- Beavis and Butt-Head about to obtain pornography on the computer.
- Episode no.: Season 8 Episode 4
- Directed by: Ted Stearn
- Written by: Andy Rheingold & Scott Sonneborn
- Production code: 804
- Original air date: November 3, 2011

Episode chronology
| ← Previous "Daughter's Hand" | Next → "Drones" |

= Tech Support (Beavis and Butt-Head) =

"Tech Support" is the fourth episode of season 8 and 204th episode overall of the American animated television series Beavis and Butt-Head. It aired alongside "Daughter's Hand" on November 3, 2011 on MTV.

==Plot==
Beavis and Butt-Head walk to an abandoned drive-in to find out that it has been replaced with a computer technical support office, where Butt-Head asks one of the office workers what has happened to the abandoned drive-in. Thinking that they're new employees, the technical support worker named Hamid (a Middle Eastern man with a thick accent) gets Beavis and Butt-Head to sit down and work at the two vacant workstations inside his cubicle. However, the duo tries to browse the internet for pornography while mishandling the technical support calls they get, to which Hamid complains to his manager about their antics. While talking to Hamid, the manager nonetheless thinks the duo is doing their job correctly and encourages him to act like them. As a result, Hamid starts to imitate Beavis and Butt-Head, with the duo starting out being impressed with his imitation. Eventually, the duo stops finding him funny and while Hamid is talking to a customer who is having problems with a computer at a power plant, Butt-Head tells Hamid to tell him to "butt plug his computer". Hamid misunderstands him and instead tells him to unplug the computer, while Butt-Head meanwhile finally obtains a porn site called "Lonely Nasty Housewives". As the girl in the website is about to strip, the power goes out. The duo, however, thinks the computer is broken and unplugs it in order to get it fixed. As they walk out, two men in a truck (Ross and Harlan) spot them and think that they are looting due to the power outage, then drive through the window of the building and begin looting. Butt-Head calls the place cool again.

==Featured videos==
- Katy Perry – "Firework"

==Production==
Mike Judge mentioned that he did not want to force "all the modern stuff on them" and thus, while the episode is about technology, it does not feature cell phones, Facebook or Twitter.

==Reception==
The episode was seen by 2,071,000 viewers in its initial airing.
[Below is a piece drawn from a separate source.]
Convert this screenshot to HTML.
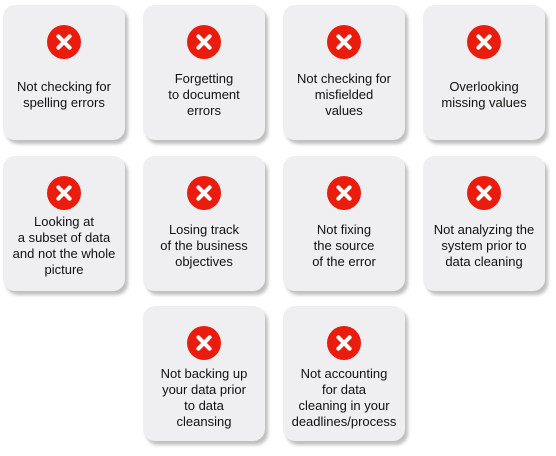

IGN calls the plot of the episode a "great setup" and commented how Hamid trying to imitate the duo was "pretty funny". It also says the best gag is where Beavis is talking with a young woman who is a single mom. The A.V. Club graded the episode a B+, commenting that "it's frankly pretty incredible that MTV lets Judge get away with this stuff" and notes that upcoming episodes should be "even more consistently uproarious". CraveOnline comments that the episode has an "even crazier premise" than "Daughter's Hand".